Material:

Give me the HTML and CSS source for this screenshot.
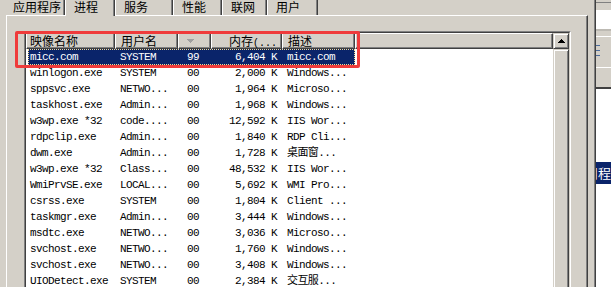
FILE: index.html
```html
<!DOCTYPE html>
<html lang="zh-CN">
  <head>
    <meta charset="UTF-8" />
    <meta name="viewport" content="width=device-width, initial-scale=1.0" />
    <title>Windows 任务管理器 - 进程</title>
    <link rel="stylesheet" href="styles.css">
  </head>
  <body>
    <div class="window">
      <div class="main">
        <div class="tabs">
          <div class="tab tab-apps">应用程序</div>
          <div class="tab tab-procs active">进程</div>
          <div class="tab tab-svcs">服务</div>
          <div class="tab tab-perf">性能</div>
          <div class="tab tab-net">联网</div>
          <div class="tab tab-users">用户</div>
        </div>
        <div class="panel">
          <div class="listview">
            <div class="list-inner">
              <div class="list-main">
                <div class="header">
                  <div class="hd hd-name">映像名称</div>
                  <div class="hd hd-user">用户名</div>
                  <div class="hd hd-cpu">
                    <svg class="sort-arrow" width="7" height="4" viewBox="0 0 7 4">
                      <path d="M0 0h7v1h-1v1h-1v1h-1v1h-1v-1h-1v-1h-1v-1h-1z" />
                    </svg>
                  </div>
                  <div class="hd hd-mem">内存<span class="mono">(...</span></div>
                  <div class="hd hd-desc">描述</div>
                  <div class="hd hd-fill"></div>
                </div>
                <div class="rows" id="rows"></div>
              </div>
              <div class="scrollbar">
                <div class="sb-btn">
                  <svg width="7" height="4" viewBox="0 0 7 4">
                    <path d="M3 0h1v1h1v1h1v1h1v1h-7v-1h1v-1h1v-1h1z" />
                  </svg>
                </div>
                <div class="sb-thumb"></div>
              </div>
            </div>
          </div>
        </div>
      </div>
      <div class="side">
        <div class="side-bar"></div>
        <div class="side-field"></div>
        <div class="side-sep"></div>
        <div class="side-icon">
          <svg width="4" height="12" viewBox="0 0 4 12">
            <path d="M0 0h4v1h-4zM0 5h4v1h-4zM0 10h4v1h-4z" />
          </svg>
        </div>
        <div class="side-gap"></div>
        <div class="side-list">
          <div class="side-sel"><span>用程序</span></div>
        </div>
      </div>
    </div>
    <div class="annotation"></div>
    <script>
      const processes = [
        { name: "micc.com", user: "SYSTEM", cpu: "99", mem: "6,404 K", desc: "micc.com" },
        { name: "winlogon.exe", user: "SYSTEM", cpu: "00", mem: "2,000 K", desc: "Windows..." },
        { name: "sppsvc.exe", user: "NETWO...", cpu: "00", mem: "1,964 K", desc: "Microso..." },
        { name: "taskhost.exe", user: "Admin...", cpu: "00", mem: "1,968 K", desc: "Windows..." },
        { name: "w3wp.exe *32", user: "code....", cpu: "00", mem: "12,592 K", desc: "IIS Wor..." },
        { name: "rdpclip.exe", user: "Admin...", cpu: "00", mem: "1,840 K", desc: "RDP Cli..." },
        { name: "dwm.exe", user: "Admin...", cpu: "00", mem: "1,728 K", desc: "桌面窗..." },
        { name: "w3wp.exe *32", user: "Class...", cpu: "00", mem: "48,532 K", desc: "IIS Wor..." },
        { name: "WmiPrvSE.exe", user: "LOCAL...", cpu: "00", mem: "5,692 K", desc: "WMI Pro..." },
        { name: "csrss.exe", user: "SYSTEM", cpu: "00", mem: "1,804 K", desc: "Client ..." },
        { name: "taskmgr.exe", user: "Admin...", cpu: "00", mem: "3,444 K", desc: "Windows..." },
        { name: "msdtc.exe", user: "NETWO...", cpu: "00", mem: "3,036 K", desc: "Microso..." },
        { name: "svchost.exe", user: "NETWO...", cpu: "00", mem: "1,760 K", desc: "Windows..." },
        { name: "svchost.exe", user: "NETWO...", cpu: "00", mem: "3,408 K", desc: "Windows..." },
        { name: "UIODetect.exe", user: "SYSTEM", cpu: "00", mem: "2,384 K", desc: "交互服..." },
      ];

      const rows = document.getElementById("rows");
      processes.forEach((p, i) => {
        const row = document.createElement("div");
        row.className = i === 0 ? "row selected" : "row";
        row.innerHTML = `<span class="cell c-name">${p.name}</span>
          <span class="cell c-user">${p.user}</span>
          <span class="cell c-cpu">${p.cpu}</span>
          <span class="cell c-mem">${p.mem}</span>
          <span class="cell c-desc">${p.desc}</span>`;
        rows.appendChild(row);
      });
    </script>
  </body>
</html>
```

FILE: styles.css
```css
body {
  margin: 0;
  width: 611px;
  height: 287px;
  overflow: hidden;
  position: relative;
  background-color: #d4d0c8;
  font-family: "Noto Sans CJK SC", sans-serif;
  color: #000;
}

.window {
  display: flex;
  height: 287px;
}

.main {
  width: 594px;
  display: flex;
  flex-direction: column;
  border-right: 1px solid #808080;
}

/* tabs - their tops run off the top of the shot */
.tabs {
  display: flex;
  align-items: flex-start;
  height: 19px;
  margin-top: -4px;
}

.tab {
  height: 19px;
  box-sizing: border-box;
  border-left: 1px solid #fff;
  border-right: 1px solid #404040;
  box-shadow: inset -1px 0 #808080;
  padding-top: 3px;
  padding-left: 8px;
  font-size: 12px;
  line-height: 16px;
  white-space: nowrap;
  background-color: #d4d0c8;
}

.tab.active {
  height: 20px;
  position: relative;
  z-index: 1;
}

.tab-apps {
  margin-left: -4px;
  width: 69px;
  padding-left: 16px;
}
.tab-procs {
  width: 50px;
}
.tab-svcs {
  width: 58px;
}
.tab-perf {
  width: 49px;
}
.tab-net {
  width: 45px;
}
.tab-users {
  width: 51px;
}

/* tab page */
.panel {
  flex: 1;
  width: 582px;
  margin-left: 6px;
  box-sizing: border-box;
  border-top: 1px solid #fff;
  border-left: 1px solid #fff;
  border-right: 1px solid #404040;
  box-shadow: inset -1px 0 #808080;
  padding: 15px 0 0 17px;
}

.listview {
  width: 547px;
  height: 262px;
  box-sizing: border-box;
  border: 1px solid;
  border-color: #808080 #fff #fff #808080;
}

.list-inner {
  height: 100%;
  box-sizing: border-box;
  border: 1px solid;
  border-color: #404040 #d4d0c8 #d4d0c8 #404040;
  display: flex;
  background-color: #fff;
}

.list-main {
  flex: 1;
}

.header {
  display: flex;
  height: 16px;
  background-color: #d4d0c8;
}

.hd {
  box-sizing: border-box;
  border: 1px solid;
  border-color: #fff #404040 #404040 #fff;
  box-shadow: inset -1px -1px #808080;
  padding-left: 5px;
  font-size: 12px;
  line-height: 14px;
  white-space: nowrap;
  overflow: hidden;
}

.hd-name {
  width: 89px;
  padding-left: 3px;
}
.hd-user {
  width: 63px;
}
.hd-cpu {
  width: 33px;
  padding-left: 8px;
  display: flex;
  align-items: center;
}
.hd-mem {
  width: 71px;
  text-align: right;
  padding-right: 4px;
}
.hd-desc {
  width: 73px;
}
.hd-fill {
  flex: 1;
}

.sort-arrow {
  fill: #a0a0a0;
  shape-rendering: crispEdges;
}

.mono {
  font-family: "Liberation Mono", monospace;
  font-size: 10px;
}

.rows {
  padding-left: 2px;
}

.row {
  display: grid;
  grid-template-columns: 87px 63px 33px 71px 73px;
  width: 327px;
  height: 16px;
  font-family: "Liberation Mono", "Noto Sans CJK SC", monospace;
  font-size: 11px;
  letter-spacing: -0.6px;
  line-height: 16px;
}

.row.selected {
  background-color: #0a246a;
  color: #fff;
  outline: 1px dotted #f5db95;
  outline-offset: -1px;
}

.cell {
  white-space: nowrap;
  overflow: hidden;
}
.c-name {
  padding-left: 2px;
}
.c-user {
  padding-left: 5px;
}
.c-cpu {
  padding-left: 9px;
}
.c-mem {
  text-align: right;
  padding-right: 5px;
}
.c-desc {
  padding-left: 5px;
}

/* scrollbar */
.scrollbar {
  width: 16px;
  display: flex;
  flex-direction: column;
  background-color: #d4d0c8;
}

.sb-btn,
.sb-thumb {
  box-sizing: border-box;
  border: 1px solid;
  border-color: #d4d0c8 #404040 #404040 #d4d0c8;
  box-shadow: inset 1px 1px #fff, inset -1px -1px #808080;
  background-color: #d4d0c8;
}

.sb-btn {
  height: 16px;
  display: flex;
  align-items: center;
  justify-content: center;
}

.sb-btn svg {
  fill: #000;
  shape-rendering: crispEdges;
}

.sb-thumb {
  flex: 1;
}

/* window behind, on the right */
.side {
  flex: 1;
  display: flex;
  flex-direction: column;
  border-left: 1px solid #404040;
  overflow: hidden;
}

.side-bar {
  height: 7px;
  margin-top: 2px;
  border-top: 1px solid #808080;
}

.side-field {
  height: 19px;
  background-color: #fff;
}

.side-sep {
  height: 8px;
  box-sizing: border-box;
  border-top: 2px solid #bdbab3;
  border-bottom: 1px solid #fff;
}

.side-icon {
  height: 31px;
  border-bottom: 1px solid #fff;
  padding-top: 8px;
  box-sizing: border-box;
}

.side-icon svg {
  display: block;
  fill: #4c6c9c;
  shape-rendering: crispEdges;
}

.side-gap {
  height: 19px;
  border-bottom: 2px solid #404040;
}

.side-list {
  flex: 1;
  background-color: #fff;
  padding-top: 73px;
}

.side-sel {
  height: 22px;
  background-color: #0a246a;
  color: #fff;
  font-size: 13px;
  line-height: 22px;
  white-space: nowrap;
  overflow: hidden;
}

.side-sel span {
  margin-left: -11px;
}

/* red mark drawn over the screenshot */
.annotation {
  position: absolute;
  left: 15px;
  top: 31px;
  width: 345px;
  height: 37px;
  box-sizing: border-box;
  border: 3px solid #ef3b3b;
  border-radius: 2px;
}
```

Your instructions: Copy out all lines from the material above that contain the string "screenshot".

Result below:
Give me the HTML and CSS source for this screenshot.
/* red mark drawn over the screenshot */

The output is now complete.